> **Collected material**
===

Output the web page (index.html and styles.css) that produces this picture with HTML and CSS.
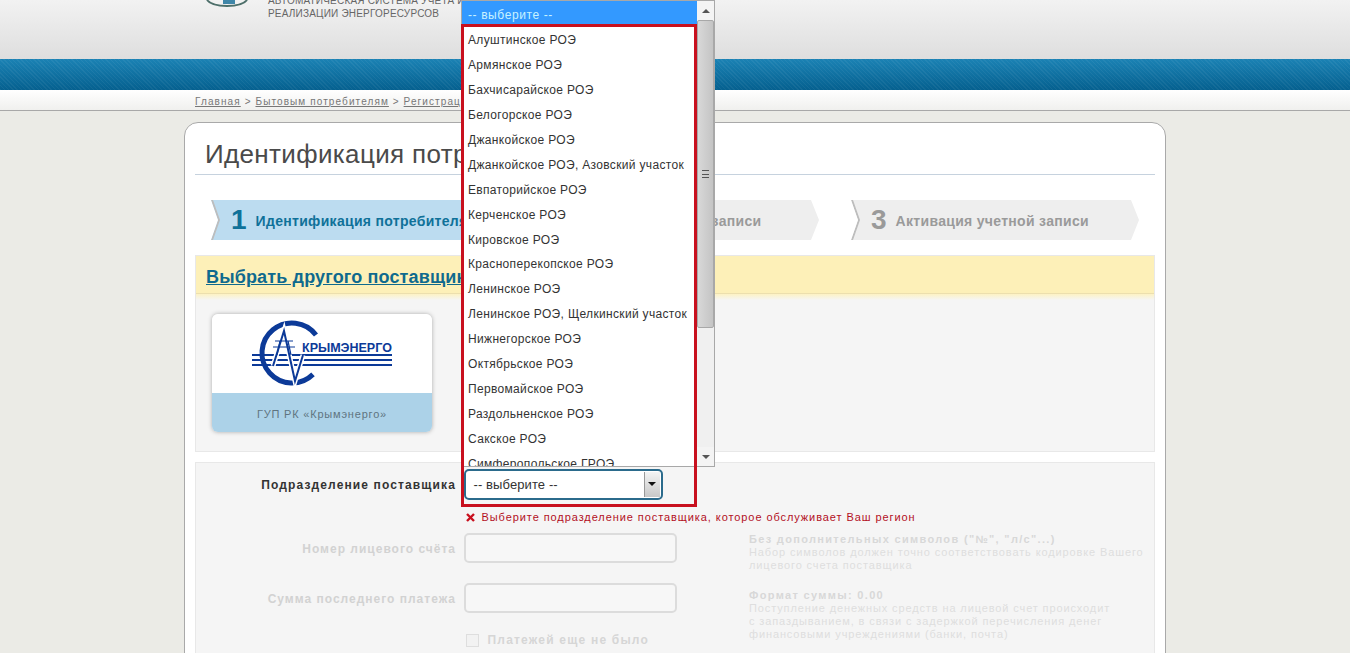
FILE: index.html
```html
<!DOCTYPE html>
<html lang="ru">
<head>
  <meta charset="UTF-8">
  <meta name="viewport" content="width=device-width, initial-scale=1.0">
  <title>Идентификация потребителя</title>
  <link rel="stylesheet" href="styles.css">
</head>
<body>
  <div class="page">
    <header class="header">
      <div class="header-inner">
        <svg class="site-logo" width="56" height="8" viewBox="0 0 56 8">
          <path d="M4 0C10 8 38 8 44 0" fill="none" stroke="#4d6f6a" stroke-width="2"/>
          <path d="M20 0h12v4H20z" fill="#3f86a8"/>
        </svg>
        <p class="site-name">АВТОМАТИЧЕСКАЯ СИСТЕМА УЧЕТА И<br>РЕАЛИЗАЦИИ ЭНЕРГОРЕСУРСОВ</p>
      </div>
    </header>
    <div class="band"></div>
    <nav class="crumbs">
      <a href="#">Главная</a> &gt; <a href="#">Бытовым потребителям</a> &gt; <a href="#">Регистрация</a>
    </nav>

    <main class="card">
      <h1 class="title">Идентификация потребителя</h1>

      <div class="steps">
        <div class="step step-active"><b>1</b><span>Идентификация потребителя</span></div>
        <div class="step"><b>2</b><span>Создание учетной записи</span></div>
        <div class="step"><b>3</b><span>Активация учетной записи</span></div>
      </div>

      <section class="supplier">
        <div class="supplier-head"><a href="#">Выбрать другого поставщика</a></div>
        <div class="supplier-body">
          <div class="tile">
            <div class="tile-logo">
              <svg width="220" height="79" viewBox="1 0 220 79">
                <path d="M105 21A30 30 0 1 0 102 60.4" fill="none" stroke="#0c3a98" stroke-width="5"/>
                <path d="M41 41H181M41 46H181M41 51H181" stroke="#0c3a98" stroke-width="2"/>
                <path d="M62 52L73 17L84 67L92 41" fill="none" stroke="#fff" stroke-width="5"/>
                <path d="M62 52L73 17L84 67L92 41" fill="none" stroke="#0c3a98" stroke-width="2"/>
                <path d="M64 27H82M62 33H84M69 27L66 41M77 27L80 41" fill="none" stroke="#0c3a98" stroke-width="1.2"/>
                <text class="logo-word" x="91" y="38">КРЫМЭНЕРГО</text>
              </svg>
            </div>
            <div class="tile-name">ГУП РК «Крымэнерго»</div>
          </div>
        </div>
      </section>

      <form class="form">
        <div class="row row-active">
          <label class="label">Подразделение поставщика</label>
          <div class="field">
            <div class="select">
              <span>-- выберите --</span>
              <i class="select-btn"></i>
            </div>
            <p class="error"><svg width="9" height="9" viewBox="0 0 9 9"><path d="M1 1l7 7M8 1L1 8" stroke="#c8101e" stroke-width="2.4"/></svg>Выберите подразделение поставщика, которое обслуживает Ваш регион</p>
          </div>
        </div>

        <div class="row row-muted row-account">
          <label class="label">Номер лицевого счёта</label>
          <div class="field"><input class="input" type="text" disabled></div>
          <div class="hint">
            <strong>Без дополнительных символов ("№", "л/с"...)</strong>
            Набор символов должен точно соответствовать кодировке Вашего<br>лицевого счета поставщика
          </div>
        </div>

        <div class="row row-muted row-sum">
          <label class="label">Сумма последнего платежа</label>
          <div class="field">
            <input class="input" type="text" disabled>
            <p class="check"><i class="checkbox"></i>Платежей еще не было</p>
          </div>
          <div class="hint">
            <strong>Формат суммы: 0.00</strong>
            Поступление денежных средств на лицевой счет происходит<br>с запаздыванием, в связи с задержкой перечисления денег<br>финансовыми учреждениями (банки, почта)
          </div>
        </div>
      </form>
    </main>

    <!-- открытый список select, лежит поверх страницы -->
    <div class="dropdown">
      <div class="options">
        <div class="option option-selected">-- выберите --</div>
        <div class="option">Алуштинское РОЭ</div>
        <div class="option">Армянское РОЭ</div>
        <div class="option">Бахчисарайское РОЭ</div>
        <div class="option">Белогорское РОЭ</div>
        <div class="option">Джанкойское РОЭ</div>
        <div class="option">Джанкойское РОЭ, Азовский участок</div>
        <div class="option">Евпаторийское РОЭ</div>
        <div class="option">Керченское РОЭ</div>
        <div class="option">Кировское РОЭ</div>
        <div class="option">Красноперекопское РОЭ</div>
        <div class="option">Ленинское РОЭ</div>
        <div class="option">Ленинское РОЭ, Щелкинский участок</div>
        <div class="option">Нижнегорское РОЭ</div>
        <div class="option">Октябрьское РОЭ</div>
        <div class="option">Первомайское РОЭ</div>
        <div class="option">Раздольненское РОЭ</div>
        <div class="option">Сакское РОЭ</div>
        <div class="option">Симферопольское ГРОЭ</div>
      </div>
      <div class="scrollbar">
        <div class="scroll-btn"><i class="arrow-up"></i></div>
        <div class="scroll-track">
          <div class="scroll-thumb"><i class="grip"></i></div>
        </div>
        <div class="scroll-btn"><i class="arrow-down"></i></div>
      </div>
    </div>
    <div class="highlight"></div>
  </div>
</body>
</html>
```

FILE: styles.css
```css
/* Reset margins and paddings */
html, body {
  margin: 0;
  padding: 0;
  background: #ebebe6;
  font-family: 'Liberation Sans', Arial, sans-serif;
}

.page {
  position: relative;
  height: 653px;
  overflow: hidden;
}

/* Header */
.header {
  height: 59px;
  background: linear-gradient(#f2f2f2, #dedede);
}

.header-inner {
  display: flex;
  gap: 9px;
  padding-left: 203px;
}

.site-logo {
  flex: none;
}

.site-name {
  margin: -6px 0 0;
  font-size: 10px;
  line-height: 13px;
  letter-spacing: 0.2px;
  white-space: nowrap;
  color: #666;
}

.band {
  height: 31px;
  background:
    repeating-linear-gradient(45deg, rgba(255, 255, 255, 0.05) 0 1px, transparent 1px 3px),
    linear-gradient(#1b82b4, #05608f);
}

.crumbs {
  height: 20px;
  padding-left: 195px;
  font-size: 10px;
  line-height: 23px;
  letter-spacing: 1.1px;
  color: #777;
  background: linear-gradient(#fff, #f0f0ee);
  border-bottom: 1px solid #a8a8a8;
}

.crumbs a {
  color: #777;
}

/* Card */
.card {
  box-sizing: border-box;
  width: 982px;
  height: 600px;
  margin: 11px 0 0 184px;
  padding: 0 10px;
  background: #fff;
  border: 1px solid #a9a9a9;
  border-radius: 14px;
}

.title {
  margin: 0;
  height: 51px;
  padding-left: 10px;
  font-size: 26px;
  font-weight: normal;
  line-height: 62px;
  letter-spacing: 0.35px;
  color: #4a4a4a;
  border-bottom: 1px solid #c6d2de;
}

.steps {
  display: flex;
  gap: 32px;
  margin: 25px 0 15px 16px;
}

.step {
  position: relative;
  display: flex;
  align-items: center;
  gap: 9px;
  width: 288px;
  height: 40px;
  padding: 1px 0 0 20px;
  box-sizing: border-box;
  white-space: nowrap;
  color: #9a9a9a;
  background: #eeeeee;
  clip-path: polygon(0 0, 280px 0, 288px 50%, 280px 100%, 0 100%, 7px 50%);
}

/* grey edge along the notch */
.step::before {
  content: "";
  position: absolute;
  left: 0;
  top: 0;
  width: 10px;
  height: 100%;
  background: #bdbdbd;
  clip-path: polygon(0 0, 2px 0, 9px 50%, 2px 100%, 0 100%, 7px 50%);
}

.step b {
  margin-top: -1px;
  font-size: 28px;
}

.step span {
  font-size: 14px;
  font-weight: bold;
  letter-spacing: 0.31px;
}

.step-active {
  color: #0f7199;
  background: #bcdcf0;
}

/* Supplier */
.supplier {
  height: 197px;
  background: #f5f5f5;
  border: 1px solid #e8e8e8;
  box-sizing: border-box;
}

.supplier-head {
  height: 26px;
  padding: 11px 0 0 10px;
  background: #fdf0b8;
  border-bottom: 1px solid #ecdfae;
}

.supplier-head a {
  font-size: 18px;
  font-weight: bold;
  letter-spacing: 0.15px;
  color: #0f6a8e;
}

.supplier-body {
  padding: 20px 16px;
  background: linear-gradient(#fdf2c4, #f5f5f5) top / 100% 6px no-repeat;
}

.tile {
  width: 220px;
  border-radius: 6px;
  overflow: hidden;
  box-shadow: 0 0 4px #aaa;
}

.tile-logo {
  height: 79px;
  background: #fff;
}

.tile-logo svg {
  display: block;
}

.logo-word {
  font-size: 12.5px;
  font-weight: bold;
  fill: #0c3a98;
}

.tile-name {
  height: 39px;
  font-size: 11px;
  line-height: 43px;
  letter-spacing: 0.8px;
  text-align: center;
  color: #5f7480;
  background: #acd2e8;
}

/* Form */
.form {
  height: 300px;
  margin-top: 10px;
  background: #f5f5f5;
  border: 1px solid #e8e8e8;
  box-sizing: border-box;
}

.row {
  display: grid;
  grid-template-columns: 260px 277px 1fr;
  column-gap: 7.5px;
}

.label {
  padding-top: 9px;
  font-size: 12px;
  font-weight: bold;
  letter-spacing: 1px;
  text-align: right;
  white-space: nowrap;
  color: #333;
}

.row-active {
  height: 64px;
  padding-top: 6px;
}

.row-active .label {
  letter-spacing: 1.12px;
}

.row-active .field {
  grid-column: 2 / 4;
}

.select {
  box-sizing: border-box;
  display: flex;
  justify-content: space-between;
  width: 199px;
  height: 31px;
  padding: 0 1px 0 8px;
  font-size: 13px;
  line-height: 27px;
  letter-spacing: 0.1px;
  color: #333;
  background: #fff;
  border: 2px solid #2b6b8c;
  border-radius: 5px;
}

.select-btn {
  position: relative;
  width: 15px;
  height: 25px;
  margin-top: 1px;
  background: linear-gradient(#f4f4f4, #c8c8c8);
  border-left: 1px solid #999;
}

.select-btn::after {
  content: "";
  position: absolute;
  left: 3px;
  top: 10px;
  border: 4px solid transparent;
  border-top: 4px solid #111;
}

.error {
  display: flex;
  align-items: center;
  gap: 7px;
  margin: 11px 0 0 2px;
  font-size: 11px;
  letter-spacing: 0.92px;
  white-space: nowrap;
  color: #b3101e;
}

.row-muted .label {
  color: #d2d2d2;
}

.row-account {
  height: 50px;
}

.input {
  display: block;
  box-sizing: border-box;
  width: 213px;
  height: 30px;
  margin: 0;
  background: #f7f7f7;
  border: 2px solid #dcdcdc;
  border-radius: 5px;
}

.hint {
  padding: 0 0 0 1px;
  font-size: 11px;
  line-height: 13px;
  letter-spacing: 0.88px;
  white-space: nowrap;
  color: #dedede;
}

.hint strong {
  display: block;
  letter-spacing: 1.33px;
  color: #d8d8d8;
}

.row-sum .hint {
  padding-top: 6px;
}

.check {
  display: flex;
  align-items: center;
  gap: 9px;
  margin: 20px 0 0 2px;
  font-size: 12px;
  font-weight: bold;
  letter-spacing: 1.2px;
  color: #d6d6d6;
}

.checkbox {
  box-sizing: border-box;
  width: 13px;
  height: 13px;
  background: #f2f2f2;
  border: 1px solid #dedede;
}

/* Open select list */
.dropdown {
  position: absolute;
  left: 462px;
  top: 1px;
  display: flex;
  width: 252px;
  height: 465px;
  overflow: hidden;
  background: #fff;
  box-shadow: 0 0 0 1px #a8a8a8;
}

.options {
  flex: 1;
  font-size: 12px;
  letter-spacing: 0.33px;
  color: #333;
}

.option {
  height: 24.95px;
  padding-left: 6px;
  line-height: 31px;
  white-space: nowrap;
}

.option-selected {
  height: 24px;
  line-height: 28px;
  letter-spacing: 0.6px;
  color: #c8f2ff;
  background: #3399ff;
}

.scrollbar {
  display: flex;
  flex-direction: column;
  width: 17px;
  background: #f0f0f0;
}

.scroll-btn {
  display: flex;
  align-items: center;
  justify-content: center;
  height: 19px;
  background: #f4f4f4;
}

.arrow-up {
  border: 4px solid transparent;
  border-top: 0;
  border-bottom: 4px solid #555;
}

.arrow-down {
  border: 4px solid transparent;
  border-bottom: 0;
  border-top: 4px solid #555;
}

.scroll-track {
  flex: 1;
}

.scroll-thumb {
  display: flex;
  align-items: center;
  justify-content: center;
  box-sizing: border-box;
  height: 308px;
  background: linear-gradient(90deg, #d8d8d8, #c4c4c4);
  border: 1px solid #a8a8a8;
  border-radius: 2px;
}

.grip {
  width: 7px;
  height: 6px;
  border-top: 1px solid #555;
  border-bottom: 1px solid #555;
  background: linear-gradient(#555, #555) center / 100% 1px no-repeat;
}

/* Red annotation frame */
.highlight {
  position: absolute;
  left: 461px;
  top: 24px;
  box-sizing: border-box;
  width: 236px;
  height: 483px;
  border: 3px solid #c8101e;
}
```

===

> **Directions for this task**
Select every line where the word "page" occurs.

> **Finished exercise**
Output the web page (index.html and styles.css) that produces this picture with HTML and CSS.
  <div class="page">
.page {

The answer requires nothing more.